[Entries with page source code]
* * * * *
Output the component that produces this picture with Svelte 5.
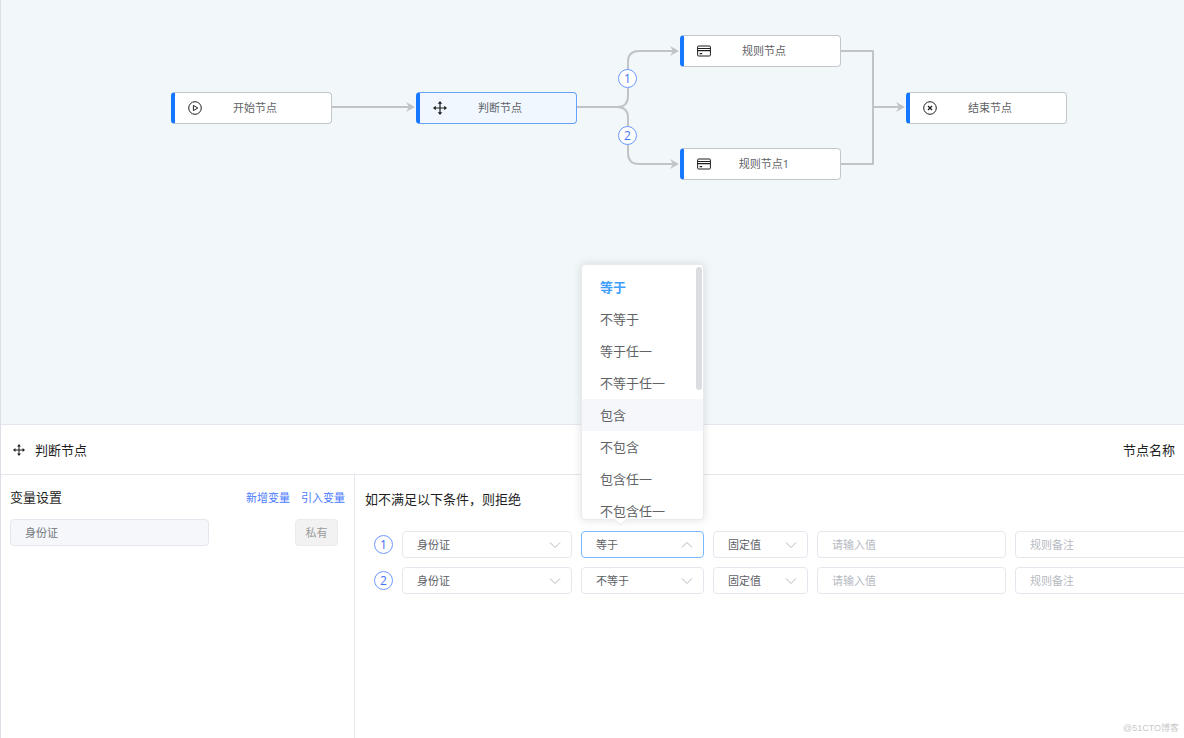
<script>
  const nodes = [
    { name: "开始节点", icon: "play", x: 171, y: 92 },
    { name: "判断节点", icon: "move", x: 416, y: 92, active: true },
    { name: "规则节点", icon: "card", x: 680, y: 35 },
    { name: "规则节点1", icon: "card", x: 680, y: 148 },
    { name: "结束节点", icon: "close", x: 906, y: 92 },
  ];

  const edges = [
    "M332 107H410",
    "M577 107H617Q628 107 628 96V62Q628 51 639 51H674",
    "M617 107Q628 107 628 118V153Q628 164 639 164H674",
    "M841 51H873V164H841",
    "M873 107H900",
  ];

  const arrows = [
    [415, 107],
    [679, 51],
    [679, 164],
    [905, 107],
  ];

  const branches = [
    { no: 1, x: 618, y: 69 },
    { no: 2, x: 618, y: 126 },
  ];

  const operators = [
    "等于",
    "不等于",
    "等于任一",
    "不等于任一",
    "包含",
    "不包含",
    "包含任一",
    "不包含任一",
  ];

  let hovered = $state("包含");
  let openRow = $state(0);

  let rules = $state([
    { field: "身份证", op: "等于", type: "固定值", value: "", note: "" },
    { field: "身份证", op: "不等于", type: "固定值", value: "", note: "" },
  ]);

  function pick(i, op) {
    rules[i].op = op;
    openRow = -1;
  }
</script>

{#snippet icon(name)}
  <svg class="icon" viewBox="0 0 14 14" aria-hidden="true">
    {#if name === "play"}
      <circle cx="7" cy="7" r="6.3" />
      <path d="M5.4 4.4v5.2L9.8 7z" />
    {:else if name === "close"}
      <circle cx="7" cy="7" r="6.3" />
      <path d="M5 5l4 4M9 5l-4 4" stroke-width="1.3" />
    {:else if name === "card"}
      <rect x="0.6" y="2" width="12.8" height="10" rx="1" />
      <path d="M0.6 4.5h12.8M0.6 6.7h12.8M2.6 9.7h2.6" stroke-width="1.2" />
    {:else}
      <path d="M7 1.5v11M1.5 7h11" stroke-width="1.2" />
      <path
        class="solid"
        d="M7 0l2.2 2.8H4.8zM7 14l2.2-2.8H4.8zM0 7l2.8-2.2v4.4zM14 7l-2.8-2.2v4.4z"
      />
    {/if}
  </svg>
{/snippet}

{#snippet chevron(up)}
  <svg class="chevron" class:up viewBox="0 0 12 12" aria-hidden="true">
    <path d="M1 3.5l5 5 5-5" />
  </svg>
{/snippet}

<main>
  <section class="canvas">
    <svg class="edges" aria-hidden="true">
      {#each edges as d}
        <path {d} />
      {/each}
      {#each arrows as [x, y]}
        <polygon points="{x},{y} {x - 9},{y - 5} {x - 6},{y} {x - 9},{y + 5}" />
      {/each}
    </svg>
    {#each nodes as node}
      <div
        class="node"
        class:active={node.active}
        style="left: {node.x}px; top: {node.y}px"
      >
        {@render icon(node.icon)}
        <span>{node.name}</span>
      </div>
    {/each}
    {#each branches as b}
      <span class="badge branch" style="left: {b.x}px; top: {b.y}px">{b.no}</span>
    {/each}
  </section>

  <section class="panel">
    <header>
      {@render icon("move")}
      <h2>判断节点</h2>
      <span class="right">节点名称</span>
    </header>

    <div class="body">
      <aside>
        <div class="aside-head">
          <h3>变量设置</h3>
          <a href="#add">新增变量</a>
          <a href="#import">引入变量</a>
        </div>
        <div class="variable">
          <input type="text" value="身份证" aria-label="变量" disabled />
          <button type="button" disabled>私有</button>
        </div>
      </aside>

      <div class="rules">
        <h3>如不满足以下条件，则拒绝</h3>
        {#each rules as rule, i}
          <div class="rule">
            <span class="badge">{i + 1}</span>
            <div class="select field">
              <select bind:value={rule.field} aria-label="变量">
                <option>身份证</option>
              </select>
              {@render chevron(false)}
            </div>
            <div class="select op" class:open={openRow === i}>
              <select bind:value={rule.op} aria-label="条件">
                {#each operators as op}
                  <option>{op}</option>
                {/each}
              </select>
              {@render chevron(openRow === i)}
              {#if openRow === i}
                <div class="popper">
                  <ul>
                    {#each operators as op}
                      <li>
                        <button
                          type="button"
                          class:selected={op === rule.op}
                          class:hover={op === hovered}
                          onmouseenter={() => (hovered = op)}
                          onclick={() => pick(i, op)}>{op}</button
                        >
                      </li>
                    {/each}
                  </ul>
                  <div class="thumb"></div>
                </div>
              {/if}
            </div>
            <div class="select type">
              <select bind:value={rule.type} aria-label="类型">
                <option>固定值</option>
              </select>
              {@render chevron(false)}
            </div>
            <input
              type="text"
              placeholder="请输入值"
              aria-label="值"
              bind:value={rule.value}
            />
            <input
              type="text"
              placeholder="规则备注"
              aria-label="备注"
              bind:value={rule.note}
            />
          </div>
        {/each}
      </div>
    </div>
    <span class="watermark">@51CTO博客</span>
  </section>
</main>

<style>
  :global(body) {
    margin: 0;
    overflow-x: hidden;
  }
  * {
    box-sizing: border-box;
  }
  main {
    display: flex;
    flex-direction: column;
    min-height: 100vh;
    border-left: 1px solid #dcdfe6;
    font-family: "Open Sans", "Noto Sans CJK SC", sans-serif;
    font-size: 11px;
    color: #606266;
  }
  h2,
  h3 {
    margin: 0;
    font-size: 13px;
    line-height: 20px;
    font-weight: 400;
    color: #1f1f1f;
  }
  input,
  select,
  button {
    font: inherit;
    color: inherit;
  }

  /* flow canvas */
  .canvas {
    position: relative;
    height: 424px;
    margin-left: -1px;
    border-left: 1px solid #dcdfe6;
    background: #f2f7fa;
  }
  .edges {
    position: absolute;
    top: 0;
    left: -1px;
    width: 100%;
    height: 100%;
  }
  .edges path {
    fill: none;
    stroke: #c0c4c8;
    stroke-width: 2;
    stroke-linejoin: round;
  }
  .edges polygon {
    fill: #c0c4c8;
  }
  .node {
    position: absolute;
    display: flex;
    align-items: center;
    width: 161px;
    height: 32px;
    margin-left: -1px;
    padding: 0 23px 0 13px;
    border: 1px solid #c3c7cc;
    border-left: 4px solid #1677ff;
    border-radius: 4px;
    background: #fff;
  }
  .node.active {
    border-color: #66a3f8;
    border-left-color: #1677ff;
    background: #f0f7ff;
  }
  .node span {
    flex: 1;
    padding-bottom: 2px;
    text-align: center;
  }
  .icon {
    flex: none;
    width: 14px;
    height: 14px;
    fill: none;
    stroke: #1f1f1f;
    stroke-width: 1;
  }
  .icon .solid {
    fill: #1f1f1f;
    stroke: none;
  }
  .badge {
    flex: none;
    width: 19px;
    height: 19px;
    border: 1px solid #6f98ff;
    border-radius: 50%;
    background: #fff;
    color: #4373f5;
    font-size: 12px;
    line-height: 17px;
    text-align: center;
  }
  .branch {
    position: absolute;
    margin-left: -1px;
  }

  /* bottom panel */
  .panel {
    position: relative;
    flex: 1;
    display: flex;
    flex-direction: column;
    border-top: 1px solid #e4e7ed;
    background: #fff;
  }
  header {
    display: flex;
    align-items: center;
    gap: 10px;
    height: 50px;
    padding: 0 9px 0 12px;
    border-bottom: 1px solid #e4e7ed;
  }
  header .icon {
    width: 12px;
    height: 12px;
  }
  header .right {
    margin-left: auto;
    font-size: 13px;
    line-height: 20px;
    color: #1f1f1f;
  }
  .body {
    flex: 1;
    display: flex;
  }
  aside {
    flex: none;
    width: 354px;
    padding: 12px 9px;
    border-right: 1px solid #e4e7ed;
  }
  .aside-head {
    display: flex;
    align-items: center;
    gap: 11px;
  }
  .aside-head h3 {
    margin-right: auto;
  }
  a {
    padding-bottom: 1px;
    color: #4a79ff;
    text-decoration: none;
  }
  .variable {
    display: flex;
    justify-content: space-between;
    margin-top: 12px;
    padding-right: 7px;
  }
  input,
  select {
    width: 100%;
    height: 27px;
    padding: 0 14px;
    border: 1px solid #e4e7ed;
    border-radius: 4px;
    background: #fff;
    outline: none;
  }
  input::placeholder {
    color: #b6bac2;
    opacity: 1;
  }
  .variable input {
    width: 199px;
    padding-bottom: 2px;
    background: #f5f7fa;
    color: #73767a;
  }
  .variable button {
    width: 43px;
    height: 27px;
    padding: 0 0 2px;
    border: 1px solid #ebebeb;
    border-radius: 4px;
    background: #f2f2f2;
    color: #9a9a9a;
  }
  .rules {
    flex: 1;
    min-width: 0;
    padding: 14px 0 14px 10px;
  }
  .rules h3 {
    margin-bottom: 22px;
  }
  .rule {
    display: flex;
    align-items: center;
    gap: 9px;
    margin-bottom: 9px;
    padding-left: 9px;
  }
  .rule > input {
    flex: none;
    width: 189px;
  }
  .select {
    position: relative;
    flex: none;
  }
  .field {
    width: 170px;
  }
  .op {
    width: 123px;
  }
  .type {
    width: 95px;
  }
  select {
    display: block;
    appearance: none;
  }
  .open select {
    border-color: #79b8ff;
  }
  .chevron {
    position: absolute;
    top: 8px;
    right: 11px;
    width: 12px;
    height: 12px;
    fill: none;
    stroke: #b4b8bf;
    pointer-events: none;
  }
  .chevron.up {
    transform: rotate(180deg);
  }
  .popper {
    position: absolute;
    bottom: 38px;
    left: 0;
    z-index: 2;
    width: 100%;
    height: 256px;
    border: 1px solid #e8eaee;
    border-radius: 4px;
    background: #fff;
    box-shadow: 0 0 10px rgba(0, 0, 0, 0.12);
  }
  .popper::after {
    content: "";
    position: absolute;
    bottom: -5px;
    left: 34px;
    width: 8px;
    height: 8px;
    border: solid #e8eaee;
    border-width: 0 1px 1px 0;
    background: #fff;
    transform: rotate(45deg);
    z-index: -1;
  }
  ul {
    height: 100%;
    margin: 0;
    padding: 6px 0 0;
    list-style: none;
    overflow-y: auto;
    scrollbar-width: none;
  }
  li button {
    display: block;
    width: 100%;
    height: 32px;
    padding: 0 18px 2px;
    border: 0;
    background: none;
    font-size: 13px;
    text-align: left;
  }
  li button.hover {
    background: #f5f7fa;
  }
  li button.selected {
    color: #409eff;
    font-weight: 700;
  }
  .thumb {
    position: absolute;
    top: 2px;
    right: 1px;
    width: 6px;
    height: 123px;
    border-radius: 3px;
    background: #dcdde0;
  }
  .watermark {
    position: absolute;
    right: 5px;
    bottom: 4px;
    font-family: "Liberation Sans", "Noto Sans CJK SC", sans-serif;
    font-size: 9px;
    color: #c8c8c8;
  }
</style>
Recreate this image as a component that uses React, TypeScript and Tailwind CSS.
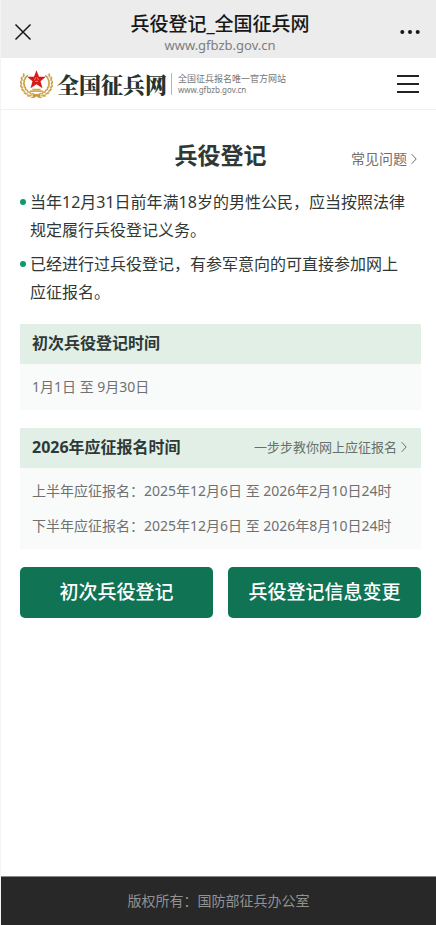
* * * * *
> [WORK INSTRUCTIONS] Go through the material and copy out every line with "this" in it.

> [WRITTEN RESPONSE]
Output the component that produces this picture with Svelte 5.
Recreate this image as a component that uses React, TypeScript and Tailwind CSS.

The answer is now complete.